— BEGIN Exercise materials —
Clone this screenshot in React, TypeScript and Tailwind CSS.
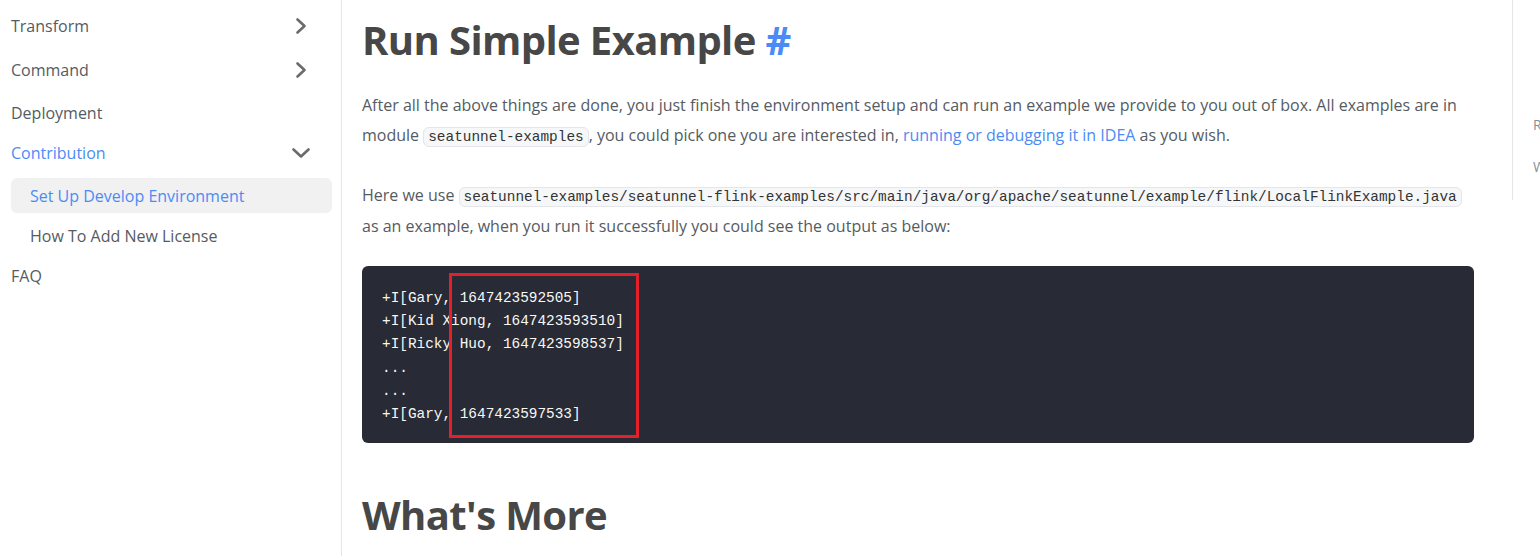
import React from 'react';

const sans = { fontFamily: '"Open Sans", "Noto Sans", sans-serif' };

const ChevronRight = () => (
  <svg width="12" height="18" viewBox="0 0 12 18" fill="none" stroke="#6b6b6b" strokeWidth="2.6" strokeLinecap="round" strokeLinejoin="round">
    <path d="M2.5 2.5 L9.5 9 L2.5 15.5" />
  </svg>
);

const ChevronDown = () => (
  <svg width="20" height="12" viewBox="0 0 20 12" fill="none" stroke="#6b6b6b" strokeWidth="2.6" strokeLinecap="round" strokeLinejoin="round">
    <path d="M2.5 2.5 L10 9.5 L17.5 2.5" />
  </svg>
);

const Sidebar: React.FC = () => (
  <aside className="w-[342px] shrink-0 border-r border-[#e3e5e8] pt-1 pl-[11px] pr-[9px] min-h-[556px]">
    <div className="h-[44px] flex items-center justify-between text-[16px] text-[#555b62]">
      <span>Transform</span>
      <span className="w-5 mr-[21px] flex justify-center"><ChevronRight /></span>
    </div>
    <div className="h-[44px] flex items-center justify-between text-[16px] text-[#555b62]">
      <span>Command</span>
      <span className="w-5 mr-[21px] flex justify-center"><ChevronRight /></span>
    </div>
    <div className="h-[41px] flex items-center text-[16px] text-[#555b62]">Deployment</div>
    <div className="h-[40px] flex items-center justify-between text-[16px] text-[#4c8bf5]">
      <span>Contribution</span>
      <span className="w-5 mr-[21px] flex justify-center"><ChevronDown /></span>
    </div>
    <div className="mt-[5px] h-[35px] flex items-center pl-[19px] rounded-md bg-[#f1f1f1] text-[16px] text-[#4c8bf5]">
      Set Up Develop Environment
    </div>
    <div className="mt-[3px] h-[40px] flex items-center pl-[19px] text-[16px] text-[#555b62]">How To Add New License</div>
    <div className="h-[40px] flex items-center text-[16px] text-[#555b62]">FAQ</div>
  </aside>
);

const Code: React.FC<{ children: React.ReactNode }> = ({ children }) => (
  <code className="font-['Liberation_Mono','DejaVu_Sans_Mono',monospace] text-[14.4px] leading-[22px] text-[#333] bg-[#f6f7f8] border border-[#e4e6e9] rounded-md px-[4px] py-px">
    {children}
  </code>
);

const lines = [
  '+I[Gary, 1647423592505]',
  '+I[Kid Xiong, 1647423593510]',
  '+I[Ricky Huo, 1647423598537]',
  '...',
  '...',
  '+I[Gary, 1647423597533]',
];

export default function App() {
  return (
    <div className="flex w-[1540px] h-[556px] overflow-hidden bg-white" style={sans}>
      <Sidebar />
      <main className="w-[1132px] shrink-0 pl-5">
        <h1 className="pt-4 text-[40px] leading-[48px] font-bold tracking-[-0.6px] text-[#474747]">
          Run Simple Example <span className="text-[#4c8bf5]">#</span>
        </h1>
        <p className="mt-[26px] text-[16px] leading-[30px] text-[#555b62]">
          After all the above things are done, you just finish the environment setup and can run an example we provide to you out of box. All examples are in module <Code>seatunnel-examples</Code>, you could pick one you are interested in, <span className="text-[#4c8bf5]">running or debugging it in IDEA</span> as you wish.
        </p>
        <p className="mt-[30px] text-[16px] leading-[31px] text-[#555b62]">
          Here we use <Code>seatunnel-examples/seatunnel-flink-examples/src/main/java/org/apache/seatunnel/example/flink/LocalFlinkExample.java</Code> as an example, when you run it successfully you could see the output as below:
        </p>
        <div className="relative mt-[24px] h-[177px] rounded-md bg-[#282a36] px-5 pt-[21px] pb-[17px]">
          <pre className="font-['Liberation_Mono','DejaVu_Sans_Mono',monospace] text-[14.4px] leading-[23.2px] text-[#f8f8f2]">
            {lines.join('\n')}
          </pre>
          <div className="absolute left-[87px] top-[7px] w-[190px] h-[165px] border-[3px] border-[#e5202b]" />
        </div>
        <h2 className="mt-[48px] text-[40px] leading-[48px] font-bold tracking-[-0.6px] text-[#474747]">What's More</h2>
      </main>
      <aside className="ml-[38px] h-[200px] flex-1 overflow-hidden whitespace-nowrap border-l border-[#e3e5e8] pl-5 pt-[114px] text-[14px] text-[#8a8f96]">
        <div className="h-[42px]">Run Simple Example</div>
        <div>What's More</div>
      </aside>
    </div>
  );
}
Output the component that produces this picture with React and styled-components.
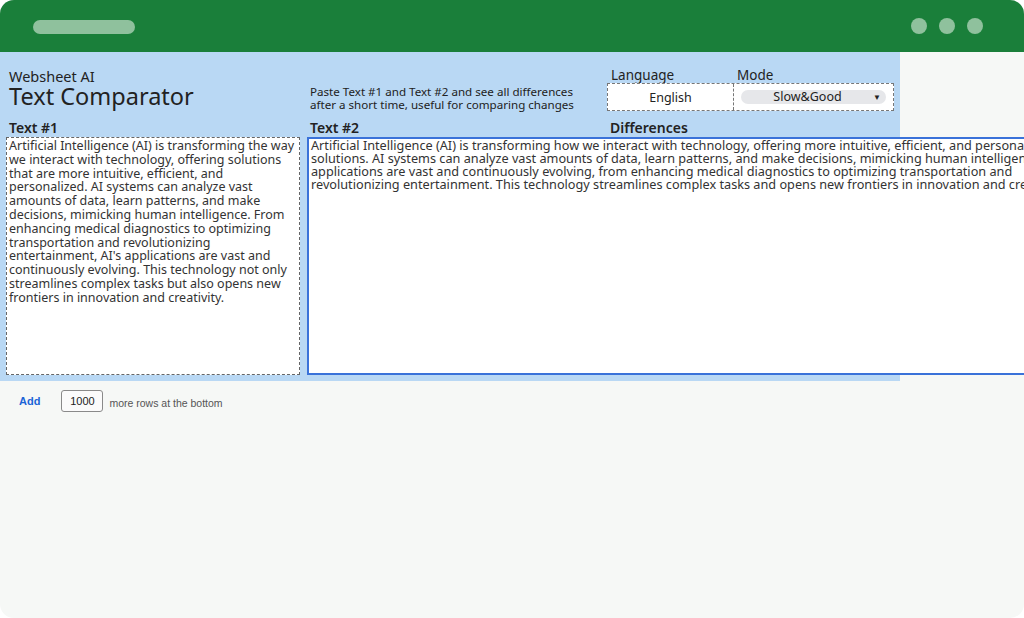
import React from "react";
import styled, { createGlobalStyle } from "styled-components";

const text1 =
  "Artificial Intelligence (AI) is transforming the way\nwe interact with technology, offering solutions\nthat are more intuitive, efficient, and\npersonalized. AI systems can analyze vast\namounts of data, learn patterns, and make\ndecisions, mimicking human intelligence. From\nenhancing medical diagnostics to optimizing\ntransportation and revolutionizing\nentertainment, AI's applications are vast and\ncontinuously evolving. This technology not only\nstreamlines complex tasks but also opens new\nfrontiers in innovation and creativity.";

const text2 = [
  "Artificial Intelligence (AI) is transforming how we interact with technology, offering more intuitive, efficient, and personalized",
  "solutions. AI systems can analyze vast amounts of data, learn patterns, and make decisions, mimicking human intelligence. AI's",
  "applications are vast and continuously evolving, from enhancing medical diagnostics to optimizing transportation and",
  "revolutionizing entertainment. This technology streamlines complex tasks and opens new frontiers in innovation and creativity.",
];

export default function App() {
  return (
    <>
      <GlobalStyle />
      <Window>
        <TopBar>
          <AddressPill />
          <Dots>
            <Dot />
            <Dot />
            <Dot />
          </Dots>
        </TopBar>
        <Sheet>
          <Panel>
            <HeaderRow>
              <TitleCell>
                <Brand>Websheet AI</Brand>
                <Title>Text Comparator</Title>
              </TitleCell>
              <Intro>
                Paste Text #1 and Text #2 and see all differences
                <br />
                after a short time, useful for comparing changes
              </Intro>
              <Settings>
                <SettingLabels>
                  <SettingLabel $w={126}>Language</SettingLabel>
                  <SettingLabel>Mode</SettingLabel>
                </SettingLabels>
                <SettingTable>
                  <SettingCell $w={126}>English</SettingCell>
                  <SettingCell $grow>
                    <ModeSelect>
                      Slow&amp;Good
                      <Caret>▼</Caret>
                    </ModeSelect>
                  </SettingCell>
                </SettingTable>
              </Settings>
            </HeaderRow>
            <LabelRow>
              <ColLabel>Text #1</ColLabel>
              <ColLabel>Text #2</ColLabel>
              <ColLabel>Differences</ColLabel>
            </LabelRow>
            <BoxRow>
              <TextBox>{text1}</TextBox>
              <DiffBox>
                {text2.map((line, i) => (
                  <DiffLine key={i}>{line}</DiffLine>
                ))}
              </DiffBox>
            </BoxRow>
          </Panel>
          <Footer>
            <AddLink>Add</AddLink>
            <RowsInput>1000</RowsInput>
            <FooterNote>more rows at the bottom</FooterNote>
          </Footer>
        </Sheet>
      </Window>
    </>
  );
}

const GlobalStyle = createGlobalStyle`
  html, body {
    margin: 0;
    padding: 0;
    background: #ffffff;
  }
  body {
    width: 1024px;
    height: 618px;
    overflow: hidden;
  }
  * {
    box-sizing: border-box;
  }
`;

const font = `"Noto Sans", "Open Sans", sans-serif`;

const Window = styled.div`
  width: 1024px;
  height: 618px;
  border-radius: 14px;
  overflow: hidden;
  background: #f6f8f6;
  display: flex;
  flex-direction: column;
`;

const TopBar = styled.div`
  height: 52px;
  flex-shrink: 0;
  background: #1a7f3a;
  display: flex;
  align-items: center;
  justify-content: space-between;
  padding: 0 41px 0 33px;
`;

const AddressPill = styled.div`
  width: 102px;
  height: 14px;
  border-radius: 7px;
  background: #8fc19d;
  margin-top: 1px;
`;

const Dots = styled.div`
  display: flex;
  gap: 12px;
`;

const Dot = styled.div`
  width: 16px;
  height: 16px;
  border-radius: 50%;
  background: #8fc19d;
`;

const Sheet = styled.div`
  flex: 1;
  display: flex;
  flex-direction: column;
`;

const Panel = styled.div`
  width: 900px;
  background: #b9d8f4;
  padding: 0 0 6px 6px;
  font-family: ${font};
  color: #222;
`;

const HeaderRow = styled.div`
  display: grid;
  grid-template-columns: 301px 300px 287px;
  height: 60px;
  align-items: end;
`;

const TitleCell = styled.div`
  padding: 0 0 4px 3px;
`;

const Brand = styled.div`
  font-size: 14.5px;
  line-height: 17px;
`;

const Title = styled.div`
  font-size: 23.5px;
  line-height: 23px;
`;

const Intro = styled.div`
  padding: 0 0 1px 3px;
  font-size: 11.6px;
  line-height: 13px;
  white-space: nowrap;
`;

const Settings = styled.div`
  display: flex;
  flex-direction: column;
  padding-bottom: 1px;
`;

const SettingLabels = styled.div`
  display: flex;
  padding-left: 4px;
`;

const SettingLabel = styled.div`
  width: ${(p) => (p.$w ? `${p.$w}px` : "auto")};
  font-size: 13.5px;
  line-height: 15px;
`;

const SettingTable = styled.div`
  display: flex;
  height: 28px;
  border: 1px dashed #777;
  background: #fff;
`;

const SettingCell = styled.div`
  width: ${(p) => (p.$w ? `${p.$w}px` : "auto")};
  flex: ${(p) => (p.$grow ? 1 : "none")};
  display: flex;
  align-items: center;
  justify-content: center;
  font-size: 12.5px;
  border-right: ${(p) => (p.$grow ? "none" : "1px dashed #777")};
  padding: ${(p) => (p.$grow ? "0 7px" : "0")};
`;

const ModeSelect = styled.div`
  position: relative;
  width: 100%;
  height: 14px;
  border-radius: 7px;
  background: #e6e7ea;
  display: flex;
  align-items: center;
  justify-content: center;
  padding-right: 12px;
  font-size: 12.5px;
  line-height: 14px;
`;

const Caret = styled.span`
  position: absolute;
  right: 5px;
  font-size: 8px;
  line-height: 14px;
  color: #222;
`;

const LabelRow = styled.div`
  display: grid;
  grid-template-columns: 301px 300px 287px;
  height: 25px;
  align-items: end;
`;

const ColLabel = styled.div`
  padding: 0 0 1px 3px;
  font-size: 14px;
  font-weight: 600;
  line-height: 17px;
`;

const BoxRow = styled.div`
  display: flex;
  gap: 7px;
  height: 238px;
`;

const TextBox = styled.div`
  width: 294px;
  flex-shrink: 0;
  background: #fff;
  border: 1px dashed #666;
  padding: 1px 2px;
  white-space: pre;
  font-size: 12.5px;
  line-height: 13.8px;
  color: #333;
  overflow: hidden;
`;

const DiffBox = styled.div`
  width: 800px;
  flex-shrink: 0;
  background: #fff;
  border: 2px solid #3a72d9;
  padding: 0 2px;
  overflow: hidden;
`;

const DiffLine = styled.div`
  white-space: pre;
  font-size: 12.7px;
  line-height: 13px;
  color: #333;
`;

const Footer = styled.div`
  display: flex;
  align-items: center;
  height: 40px;
  padding-left: 19px;
  font-family: "Liberation Sans", Arial, sans-serif;
`;

const AddLink = styled.span`
  color: #1a64d6;
  font-size: 11px;
  font-weight: 700;
  margin-right: 21px;
`;

const RowsInput = styled.div`
  width: 42px;
  height: 22px;
  border: 1px solid #8a8a8a;
  border-radius: 3px;
  background: #fbfbfb;
  display: flex;
  align-items: center;
  justify-content: center;
  font-size: 11px;
  color: #222;
  margin-right: 6px;
`;

const FooterNote = styled.span`
  font-size: 10.5px;
  color: #555;
  margin-top: 3px;
`;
— END Exercise materials —
**What this task involves**
Begin with the line that contains "Output the component" and end with the line that contains "is transforming the"; write out both and all lines between exactly, but no pictures.

**Complete answer**
Output the component that produces this picture with React and styled-components.
import React from "react";
import styled, { createGlobalStyle } from "styled-components";

const text1 =
  "Artificial Intelligence (AI) is transforming the way\nwe interact with technology, offering solutions\nthat are more intuitive, efficient, and\npersonalized. AI systems can analyze vast\namounts of data, learn patterns, and make\ndecisions, mimicking human intelligence. From\nenhancing medical diagnostics to optimizing\ntransportation and revolutionizing\nentertainment, AI's applications are vast and\ncontinuously evolving. This technology not only\nstreamlines complex tasks but also opens new\nfrontiers in innovation and creativity.";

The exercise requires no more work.